At the same time, the technical oversight committee for MCP, now being advanced under the auspices of the Agentic AI Foundation (AAIF), is also working on a task capability that will make it easier to run long-running autonomous workflows versus continuing to rely on a request and response mechanism that would otherwise need to be reinvoked multiple times.
Additionally, maintainers of the MCP project are working on adding a triggers capability that will enable servers to initiate an action versus always having to rely on an MCP client, added Soria Parra.
Support for retry semantics, expiration policies, native streaming and reusable skills that are based on domain knowledge are additional capabilities that are expected to be added in 2026.
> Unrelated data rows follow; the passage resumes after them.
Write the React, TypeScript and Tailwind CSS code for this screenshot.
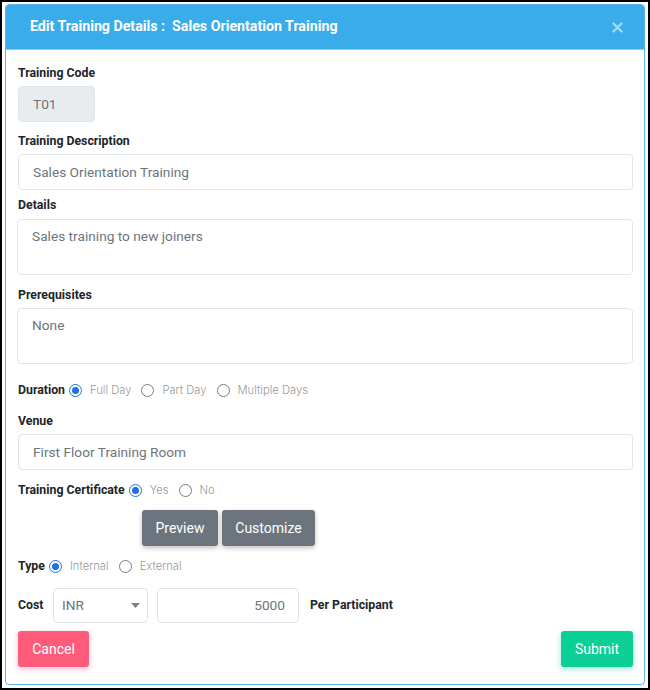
import React from "react";

const font = { fontFamily: "Roboto, 'Liberation Sans', sans-serif" };

const Radio: React.FC<{ checked?: boolean }> = ({ checked }) =>
    checked ? (
        <span className="flex h-[13px] w-[13px] shrink-0 items-center justify-center rounded-full border-[1.5px] border-[#1a73e8] bg-white">
            <span className="h-[7px] w-[7px] rounded-full bg-[#1a73e8]" />
        </span>
    ) : (
        <span className="h-[13px] w-[13px] shrink-0 rounded-full border border-[#7a7a7a] bg-white" />
    );

const RadioRow: React.FC<{ label: string; options: string[] }> = ({ label, options }) => (
    <div className="flex h-[18px] items-center">
        <span className="text-[12.3px] font-bold leading-[18px] text-[#212529]">{label}</span>
        {options.map((opt, i) => (
            <div key={opt} className={`flex items-center ${i === 0 ? "ml-[4px]" : "ml-[10px]"}`}>
                <Radio checked={i === 0} />
                <span className="ml-[8px] text-[11.2px] font-light leading-[18px] text-[#999999] [font-family:Inter,'Noto_Sans',sans-serif]">
                    {opt}
                </span>
            </div>
        ))}
    </div>
);

const Label: React.FC<{ children: React.ReactNode; className?: string }> = ({ children, className }) => (
    <div className={`text-[12.3px] font-bold leading-[18px] text-[#212529] ${className ?? ""}`}>{children}</div>
);

const TextBox: React.FC<{ value: string; className?: string; bg?: string }> = ({ value, className, bg }) => (
    <div
        className={`flex h-[36px] items-center rounded-[4px] border border-[#e1e4e8] px-[14px] text-[13.7px] text-[#6c757d] ${bg ?? "bg-white"} ${className ?? ""}`}
    >
        {value}
    </div>
);

const TextArea: React.FC<{ value: string }> = ({ value }) => (
    <div className="ml-[-1px] h-[56px] rounded-[4px] border border-[#e1e4e8] bg-white px-[14px] pt-[6px] text-[13.7px] leading-[20px] text-[#6c757d]">
        {value}
    </div>
);

export default function App() {
    return (
        <div style={font} className="h-[690px] w-[650px] border-2 border-black bg-white pl-[3px] pr-[3px] pt-[2px]">
            <div className="overflow-hidden rounded-[4px] border border-[#58b3ea] bg-white">
                <div className="flex h-[45px] items-center justify-between border-b border-[#8ccbf2] bg-[#3aacea] pl-[24px] pr-[21px]">
                    <h2 className="text-[14.2px] font-bold text-white">
                        Edit Training Details :&nbsp; Sales Orientation Training
                    </h2>
                    <svg width="11" height="11" viewBox="0 0 11 11">
                        <path d="M1.5 1.5 L9.5 9.5 M9.5 1.5 L1.5 9.5" stroke="#a9d8f5" strokeWidth="2.4" strokeLinecap="round" />
                    </svg>
                </div>

                <div className="pb-[17px] pl-[12px] pr-[11px] pt-[14px]">
                    <Label className="mb-[4px]">Training Code</Label>
                    <TextBox value="T01" className="w-[77px]" bg="bg-[#e9ecef]" />

                    <Label className="mb-[4px] mt-[10px]">Training Description</Label>
                    <TextBox value="Sales Orientation Training" />

                    <Label className="mb-[5px] mt-[6px]">Details</Label>
                    <TextArea value="Sales training to new joiners" />

                    <Label className="mb-[4px] mt-[11px]">Prerequisites</Label>
                    <TextArea value="None" />

                    <div className="mt-[17px]">
                        <RadioRow label="Duration" options={["Full Day", "Part Day", "Multiple Days"]} />
                    </div>

                    <Label className="mb-[4px] mt-[13px]">Venue</Label>
                    <TextBox value="First Floor Training Room" />

                    <div className="mt-[11px]">
                        <RadioRow label="Training Certificate" options={["Yes", "No"]} />
                    </div>

                    <div className="ml-[124px] mt-[11px] flex gap-[4px]">
                        <button className="h-[36px] w-[76px] rounded-[3px] bg-[#6c757d] text-[14px] text-white shadow-[0_2px_5px_rgba(0,0,0,0.25)]">
                            Preview
                        </button>
                        <button className="h-[36px] w-[93px] rounded-[3px] bg-[#6c757d] text-[14px] text-white shadow-[0_2px_5px_rgba(0,0,0,0.25)]">
                            Customize
                        </button>
                    </div>

                    <div className="mt-[11px]">
                        <RadioRow label="Type" options={["Internal", "External"]} />
                    </div>

                    <div className="mt-[13px] flex h-[35px] items-center">
                        <span className="w-[35px] text-[12.3px] font-bold text-[#212529]">Cost</span>
                        <div className="flex h-[35px] w-[95px] items-center justify-between rounded-[4px] border border-[#e1e4e8] pl-[8px] pr-[7px] text-[13.7px] text-[#6c757d]">
                            <span>INR</span>
                            <svg width="9" height="5" viewBox="0 0 9 5">
                                <path d="M0 0 L9 0 L4.5 5 Z" fill="#808080" />
                            </svg>
                        </div>
                        <div className="ml-[9px] flex h-[35px] w-[142px] items-center justify-end rounded-[4px] border border-[#e1e4e8] pr-[13px] text-[13.7px] text-[#6c757d]">
                            5000
                        </div>
                        <span className="ml-[11px] text-[12.3px] font-bold text-[#212529]">Per Participant</span>
                    </div>

                    <div className="mt-[8px] flex justify-between">
                        <button className="h-[36px] w-[71px] rounded-[3px] bg-[#ff5c7c] text-[14px] text-white shadow-[0_2px_6px_rgba(255,92,124,0.4)]">
                            Cancel
                        </button>
                        <button className="h-[36px] w-[72px] rounded-[3px] bg-[#0bcf94] text-[14px] text-white shadow-[0_2px_6px_rgba(11,207,148,0.4)]">
                            Submit
                        </button>
                    </div>
                </div>
            </div>
        </div>
    );
}
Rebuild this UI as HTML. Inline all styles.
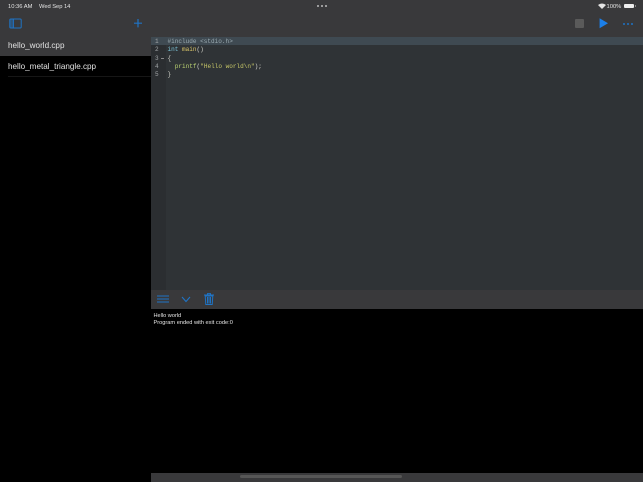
<!DOCTYPE html>
<html><head><meta charset="utf-8"><style>
html,body{margin:0;padding:0;background:#000}
#p{position:relative;width:643px;height:482px;overflow:hidden;background:#000;font-family:"Liberation Sans",sans-serif;color:#ddd}
#p div,#p svg{position:absolute}
.t{white-space:pre;line-height:1}
.c{font-family:"Liberation Mono",monospace;font-size:6.05px;white-space:pre;line-height:8.3px;color:#d0d0c8}
.n{font-family:"Liberation Mono",monospace;font-size:6.05px;color:#a0a4a6;left:155px;line-height:8.3px;white-space:pre}
</style></head><body><div id="p">
<div style="left:0;top:0;width:643px;height:37px;background:#39393b"></div>
<div class="t" style="left:8px;top:4px;height:6px;line-height:6px;font-size:5.8px;color:#e4e4e4">10:36 AM</div>
<div class="t" style="left:39px;top:4px;height:6px;line-height:6px;font-size:5.8px;color:#e4e4e4;letter-spacing:-.05px">Wed Sep 14</div>
<div class="t" style="left:606.5px;top:4px;height:6px;line-height:6px;font-size:5.8px;color:#e4e4e4">100%</div>
<svg style="left:598px;top:3px" width="8" height="6" viewBox="0 0 8 6"><path d="M0 2 Q4 -1 8 2 L4 6Z" fill="#e4e4e4"/></svg>
<div style="left:624px;top:4px;width:10px;height:4px;background:#eee;border-radius:1px"></div>
<div style="left:635px;top:5px;width:1px;height:2px;background:#888"></div>
<div style="left:317px;top:5px;width:2px;height:2px;background:#bbb;border-radius:1px"></div>
<div style="left:321px;top:5px;width:2px;height:2px;background:#bbb;border-radius:1px"></div>
<div style="left:325px;top:5px;width:2px;height:2px;background:#bbb;border-radius:1px"></div>
<svg style="left:9px;top:18px" width="13" height="11" viewBox="0 0 13 11"><rect x=".8" y="1" width="11.4" height="9" rx="1" fill="none" stroke="#1f73c4" stroke-width="1"/><rect x="1" y="1.3" width="3.2" height="8.4" fill="#1f73c4" opacity=".45"/><path d="M4.4 1v9" stroke="#1f73c4"/></svg>
<svg style="left:133px;top:18px" width="10" height="10" viewBox="0 0 10 10"><path d="M5 1v8.4M1 5.2h8" stroke="#1f73c4" stroke-width="1.2"/></svg>
<div style="left:575px;top:19px;width:9px;height:9px;background:#5a5a5a;border-radius:1px"></div>
<svg style="left:599px;top:18px" width="10" height="11" viewBox="0 0 10 11"><path d="M.6 .3L9 5.3 .6 10.3Z" fill="#1c7fe8"/></svg>
<div style="left:623px;top:23px;width:2px;height:2px;background:#1f73c4;border-radius:1px"></div>
<div style="left:627px;top:23px;width:2px;height:2px;background:#1f73c4;border-radius:1px"></div>
<div style="left:631px;top:23px;width:2px;height:2px;background:#1f73c4;border-radius:1px"></div>
<div style="left:0;top:37px;width:151px;height:19px;background:#39393b"></div>
<div class="t" style="left:8px;top:42px;font-size:8.15px;color:#e2e2e2">hello_world.cpp</div>
<div class="t" style="left:8px;top:63px;font-size:8.15px;color:#e2e2e2">hello_metal_triangle.cpp</div>
<div style="left:8px;top:76px;width:143px;height:1px;background:#161616"></div>
<div style="left:151px;top:37px;width:492px;height:253px;background:#2f3336"></div>
<div style="left:151px;top:37px;width:15px;height:253px;background:#2b2e31"></div>
<div style="left:151px;top:37px;width:492px;height:8px;background:#3f4a52"></div>
<div class="n" style="top:38.2px">1
2
3
4
5</div>
<div style="left:161px;top:58px;width:3px;height:1px;background:#888"></div>
<div class="c" style="left:167.5px;top:38.2px"><span style="color:#9aaab0">#include &lt;stdio.h&gt;</span>
<span style="color:#7cc4d8">int</span> <span style="color:#d8c468">main</span>()
{
  <span style="color:#b8d070">printf</span>(<span style="color:#c8c868">"Hello world\n"</span>);
}</div>
<div style="left:151px;top:290px;width:492px;height:19px;background:#39393b"></div>
<svg style="left:157px;top:294px" width="12" height="10" viewBox="0 0 12 10"><path d="M0 2h12M0 5h12M0 8h12" stroke="#1f73c4" stroke-width="1"/></svg>
<svg style="left:181px;top:296px" width="10" height="7" viewBox="0 0 10 7"><path d="M1 1L5 5.5 9 1" fill="none" stroke="#1f73c4" stroke-width="1.1"/></svg>
<svg style="left:204px;top:293px" width="10" height="12" viewBox="0 0 10 12"><path d="M0 2h10M3.5 2V.6h3V2M1.2 3l.6 8.5h6.4L8.8 3ZM3.5 4v6.5M5 4v6.5M6.5 4v6.5" fill="none" stroke="#1f73c4" stroke-width="1"/></svg>
<div class="t" style="left:153.5px;top:314px;font-size:5.6px;color:#e4e4e4">Hello world</div>
<div class="t" style="left:153.5px;top:321px;font-size:5.65px;color:#e4e4e4">Program ended with exit code:0</div>
<div style="left:151px;top:473px;width:492px;height:9px;background:#39393b"></div>
<div style="left:240px;top:475px;width:162px;height:3px;background:#565656;border-radius:1.5px"></div>
</div></body></html>
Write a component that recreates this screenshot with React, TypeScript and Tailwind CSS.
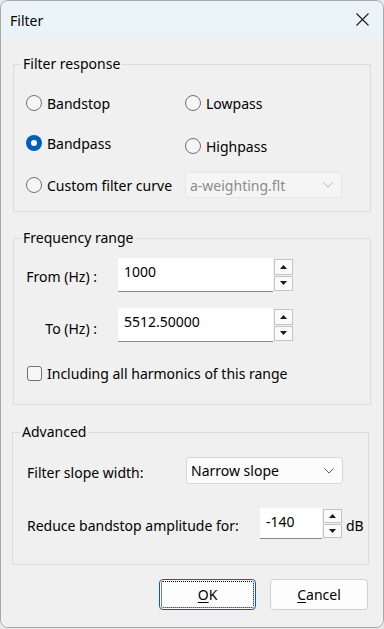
import type { ReactNode } from 'react'

const font = { fontFamily: '"Noto Sans", "Liberation Sans", sans-serif' }

function Radio({ checked, label }: { checked?: boolean; label: string }) {
  return (
    <label className="flex items-center h-5 gap-[5px]">
      {checked ? (
        <span className="w-4 h-4 rounded-full bg-[#005fb8] flex items-center justify-center">
          <span className="w-[6px] h-[6px] rounded-full bg-white" />
        </span>
      ) : (
        <span className="w-4 h-4 rounded-full border border-[#707070] bg-[#f6f6f6]" />
      )}
      <span>{label}</span>
    </label>
  )
}

function Chevron({ color = '#606060' }: { color?: string }) {
  return (
    <svg width="10" height="6" viewBox="0 0 10 6" fill="none">
      <path d="M0.5 0.5 L5 5 L9.5 0.5" stroke={color} strokeWidth="1" />
    </svg>
  )
}

function Select({ value, disabled }: { value: string; disabled?: boolean }) {
  return (
    <div
      className={
        'w-[157px] h-full flex items-center justify-between pl-[4px] pr-[8px] rounded-[3px] border ' +
        (disabled ? 'bg-[#f5f5f5] border-[#e6e6e6] text-[#8c8c8c]' : 'bg-[#fbfbfb] border-[#d6d6d6] text-black')
      }
    >
      <span>{value}</span>
      <Chevron color={disabled ? '#b5b5b5' : '#5c5c5c'} />
    </div>
  )
}

function Spin() {
  return (
    <div className="flex flex-col w-[21px] h-full bg-[#f0f0f0]">
      <div className="flex-1 m-px mb-0 border border-[#c4c4c4] bg-[#fafafa] flex items-center justify-center">
        <svg width="7" height="4" viewBox="0 0 7 4"><path d="M3.5 0 L7 4 L0 4 Z" fill="#1a1a1a" /></svg>
      </div>
      <div className="flex-1 m-px border border-[#c4c4c4] bg-[#fafafa] flex items-center justify-center">
        <svg width="7" height="4" viewBox="0 0 7 4"><path d="M0 0 L7 0 L3.5 4 Z" fill="#1a1a1a" /></svg>
      </div>
    </div>
  )
}

function NumberBox({ value, w, h }: { value: string; w: string; h: string }) {
  return (
    <div className={'flex ' + h}>
      <div className={'bg-white border-b border-[#8a8a8a] pl-[6px] pt-[3px] ' + w}>{value}</div>
      <Spin />
    </div>
  )
}

function Group({ title, className, children }: { title: string; className: string; children: ReactNode }) {
  return (
    <fieldset className={'border border-[#dcdcdc] ' + className}>
      <legend className="ml-[7px] px-[2px] leading-5">{title}</legend>
      {children}
    </fieldset>
  )
}

export default function App() {
  return (
    <div className="w-[384px] h-[629px] bg-[#e8e8e8] text-[14px] text-black" style={font}>
      <div className="w-[384px] h-[628px] flex flex-col border border-[#a8a8a8] rounded-[8px] overflow-hidden">
        <div className="h-[37px] bg-[#eaf4f8] flex items-center justify-between pl-[9px] pr-[14px]">
          <span className="pt-px">Filter</span>
          <svg width="13" height="13" viewBox="0 0 13 13" fill="none">
            <path d="M0.5 0.5 L12.5 12.5 M12.5 0.5 L0.5 12.5" stroke="#1a1a1a" strokeWidth="1.1" />
          </svg>
        </div>
        <div className="flex-1 bg-[#f0f0f0] flex flex-col">
          <Group title="Filter response" className="mt-4 ml-3 w-[358px] h-[158px]">
            <div className="flex flex-col pl-[12px]">
              <div className="flex mt-[19px]">
                <div className="w-[159px]"><Radio label="Bandstop" /></div>
                <Radio label="Lowpass" />
              </div>
              <div className="flex items-start mt-[20px]">
                <div className="w-[159px]"><Radio checked label="Bandpass" /></div>
                <div className="mt-[3px]"><Radio label="Highpass" /></div>
              </div>
              <div className="flex items-center mt-[16px] h-[26px]">
                <div className="w-[159px]"><Radio label="Custom filter curve" /></div>
                <Select value="a-weighting.flt" disabled />
              </div>
            </div>
          </Group>

          <Group title="Frequency range" className="mt-4 ml-3 w-[358px] h-[177px]">
            <div className="flex items-center mt-[10px]">
              <span className="w-[86px] text-right pr-[3px] pt-[3px]">From (Hz) :</span>
              <div className="ml-[18px]"><NumberBox value="1000" w="w-[155px]" h="h-[34px]" /></div>
            </div>
            <div className="flex items-center mt-[16px]">
              <span className="w-[86px] text-right pr-[3px] pt-[7px]">To (Hz) :</span>
              <div className="ml-[18px]"><NumberBox value="5512.50000" w="w-[155px]" h="h-[34px]" /></div>
            </div>
            <label className="flex items-center gap-[5px] h-5 mt-[21px] pl-[13px]">
              <span className="w-[15px] h-[15px] rounded-[3px] border border-[#707070] bg-[#f6f6f6]" />
              <span>Including all harmonics of this range</span>
            </label>
          </Group>

          <Group title="Advanced" className="mt-[17px] ml-[11px] w-[357px] h-[143px]">
            <div className="flex items-center mt-[15px] h-[27px] pl-[14px]">
              <span className="w-[159px] pt-[3px]">Filter slope width:</span>
              <Select value="Narrow slope" />
            </div>
            <div className="flex items-center mt-[24px] h-[31px] pl-[14px]">
              <span className="w-[233px] pt-[3px]">Reduce bandstop amplitude for:</span>
              <NumberBox value="-140" w="w-[62px]" h="h-[31px]" />
              <span className="ml-[3px] pt-[3px]">dB</span>
            </div>
          </Group>

          <div className="flex justify-end gap-[14px] mt-[14px] pr-[15px]">
            <button className="w-[97px] h-[31px] bg-[#fdfdfd] border border-[#005fb8] rounded-[4px] outline-1 outline-dotted outline-black -outline-offset-3">
              <span className="underline underline-offset-2">O</span>K
            </button>
            <button className="w-[98px] h-[31px] bg-[#fdfdfd] border border-[#d0d0d0] rounded-[4px]">
              <span className="underline underline-offset-2">C</span>ancel
            </button>
          </div>
        </div>
      </div>
    </div>
  )
}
Finally, updates to the Python and TypeScript software development kits (SDKs) will provide access to more efficient MCP clients and servers, said Soria Parra.
In general, IT teams should be taking advantage of composable techniques such as progressive discovery that only loads tools at runtime to create more efficient clients, noted Soria Parra.
Overall, MCP SDKs are now being downloaded 110 million times a month, a number that will only continue to exponentially increase as enterprise IT teams connect more MCP servers to systems of record applications residing behind firewalls in enterprise IT environments, added Soria Parra. “The reality is this is the year we will see agentic systems make a big impact,” he said.
Longer term, the maintainers of the MCP project are also exploring how best to secure AI agent and MCP server interactions using, for example, extensions to the protocol, noted Soria Parra.
The challenge is that as the number of use cases for MCP continues to expand, the need for MCP expertise continues to rise. Server-initiated triggers, streaming tool results, cross-app identity federation, and reusable skills are all on the near-term horizon, said Mitch Ashley, vice president and practice lead for software lifecycle engineering at the Futurum Group.
MCP is establishing itself as the connective layer for agentic systems, he added. “Teams building on MCP today need to architect around those gaps now,” said Ashley.
Each IT team depending on their internal expertise and appreciation for cybersecurity concerns will need to determine at what pace they will deploy MCP servers. The one thing that is certain is that MCP servers will soon be strewn across the enterprise as organizations look to provide AI agents with access to the data and context needed to generate the most accurate outputs possible.